To amend the Executive Affairs Act
Introduced into the Council of State of the Union of Democratic States on the 24th of July, 2023, by @Glaciosia
As follows:

WHEREAS it is harmful to the clarity of the law to retain unnecessary and unused provisions,
BE IT ENACTED by the Council of State of the Union of Democratic States:


Section 1. Title & Definitions
1. This act may be referred to as “Amendments to the Executive Affairs Act 2023”
2. For the purposes of Section 2, the “Act” refers to UL-034 The Executive Affairs Act.

Section 2. Amendments
1. Section 3, Clauses 2 and 3 of the Act shall be struck out.
2. Section 3, Clause 1 shall be moved to Section 2, Section 3 removed and the following Sections renumbered appropriately.
3. Section 4, Clause 2 shall be struck out and the following Clauses renumbered appropriately.
4. Section 6, Clause 2 shall be struck out.
 
As the original author of the bill, and someone very familiar with Executive processes... I can be confident some of the provisions in this act were unnecessary and a little silly. I hope to rectify my mistake.
 
I am curious as to why the author of this bill would like to get rid of Ministerial Orders?
 
Twofold: I haven't seen them see much use, and the current formulation is constitutionally problematic, as executive orders are reserved just to the president.

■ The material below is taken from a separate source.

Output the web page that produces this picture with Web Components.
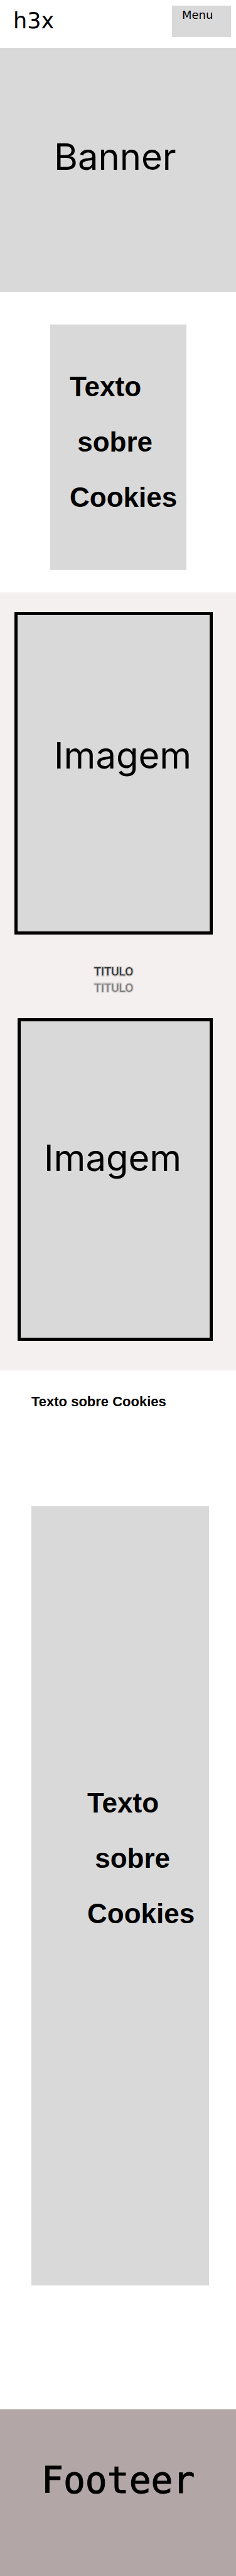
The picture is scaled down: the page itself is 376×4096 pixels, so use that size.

I don't think there would be anything stopping someone from publishing orders or policies as a minister, as an organic expression of their powers though.
 
Article III, Section 6 of the Constitution states, "The President shall have the following powers, subject to regulation by law..." Emphasis mine. I feel like it really isn't constitutionally problematic. The Council of State holds the legislative power of the Union and may delegate that legislative power as they wish. The Constitution grants the power to the legislature to overturn Executive Orders (Art. II, Sec. 12) and also states "...similar powers shall exist in regards to any form of delegated or secondary legislation." (Ibid.)
 
I agree that the legislature is given a very broad set of powers -- that they can, in effect do anything which the constitution does not say they can't. The law could, quite easily, explicitly empower ministers to issue ministerial orders, separate from the existence of executive orders. However, the legislature cannot give out the powers reserved for the president. The cited provisions allow the legislature to issue rules for how the president makes executive orders, or under what circumstances they can do that. As an example, the power to regulate presidential authority does not give the legislature the ability to empower the minister of culture to veto legislation.

It's not unconstitutional to have ministerial orders its just that the way the EEA was written for this section was iffy at best, and since it seemed unnecessary I chose to remove it in favor of a (totally possible) more legally sound version
 
That's fair. I will support this proposal.
 
This seems like a pretty good amendment, I endorse it and support it.
 
I find the proposal to be sound and indeed of benefit to the Union. It has my complete support.
 
I move that we vote on this proposal.
 
ISecond the motion to end discussions and move on to voting.
 
Motion has been seconded, Debate is closed and voting will commence shortly!
 
Seeing as the Constitution states that " 6. Votes of the Council shall only be considered binding if three or more Councilors vote." and the Rules of Procedure do not put a maximum limit on the time a bill can be debated, I move to reopen voting to allow for more councilors to vote.
 
It being 24 hours since voting reopened, and a quorum established, voting shall conclude. with 6 in favor and one abstention the motion passes.